Additionally, governments face significant budget constraints, with many competing priorities and every decision under scrutiny. Evolving border security threats and changes in global trading networks are constantly creating new challenges with the position worsening even further as a direct consequence of the impact of the COVID-19 pandemic on global economies. This will only serve to exacerbate a misalignment between the demand from traders for greater use of technology and streamlined processes with Government Department’s ability to keep up with industry needs.
Digitalisation can also not move forward without ensuring the readiness and maturity of traders to be able to accept and integrate with new digital services. To be able to benefit from digital transformation, traders need to be engaged, educated, and integrated into the eco-system.
Steps towards digitalisation can be made incrementally in order to de-risk first mover barriers.

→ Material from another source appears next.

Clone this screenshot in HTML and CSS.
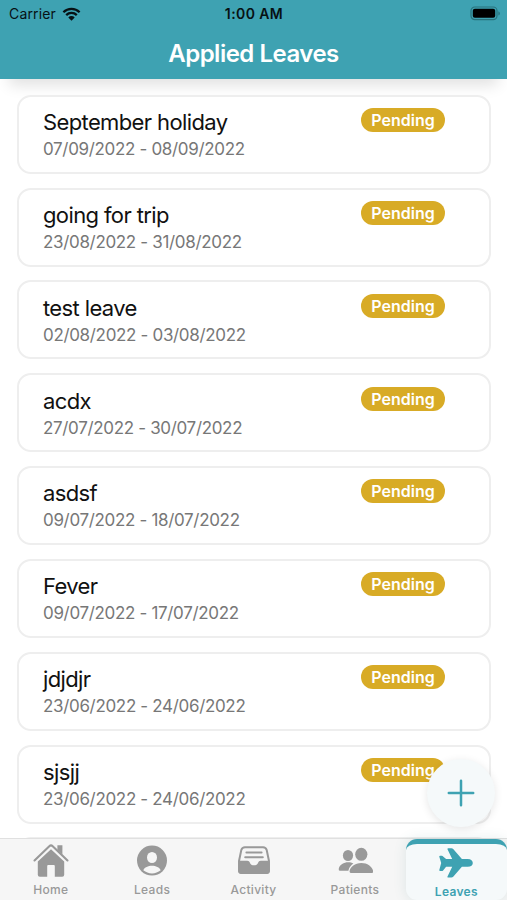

Focused experimentation, to deal with a specific use case, is a way to drive collaboration across the public and private sector.
When determining an issue to tackle, organisations should start by identifying and being clear on the challenge that needs to be solved and speaking to traders or industry actors to understand what would motivate them to solve this problem through digitalisation. An example would be focusing on the bill of lading, a document, that if digital, could increase the speed of executing trade finance transactions.
Some actors may be hesitant to try new digital tools or government legislation may not be in place to support their digital document, for example those in the UK awaiting the passing of the Electronic Trade Documents bill. The best way to approach a pilot in this case would be to start with a shadow transaction, and once tests are successful, experiments can move to a live environment.
Trade needs to operate in an environment that encourages and enables innovation, allowing development of insights and new digital tools from cross-industry collaboration. With the right nudges, incentives, and government policies, it will be possible to accelerate and realise the core value of interoperability.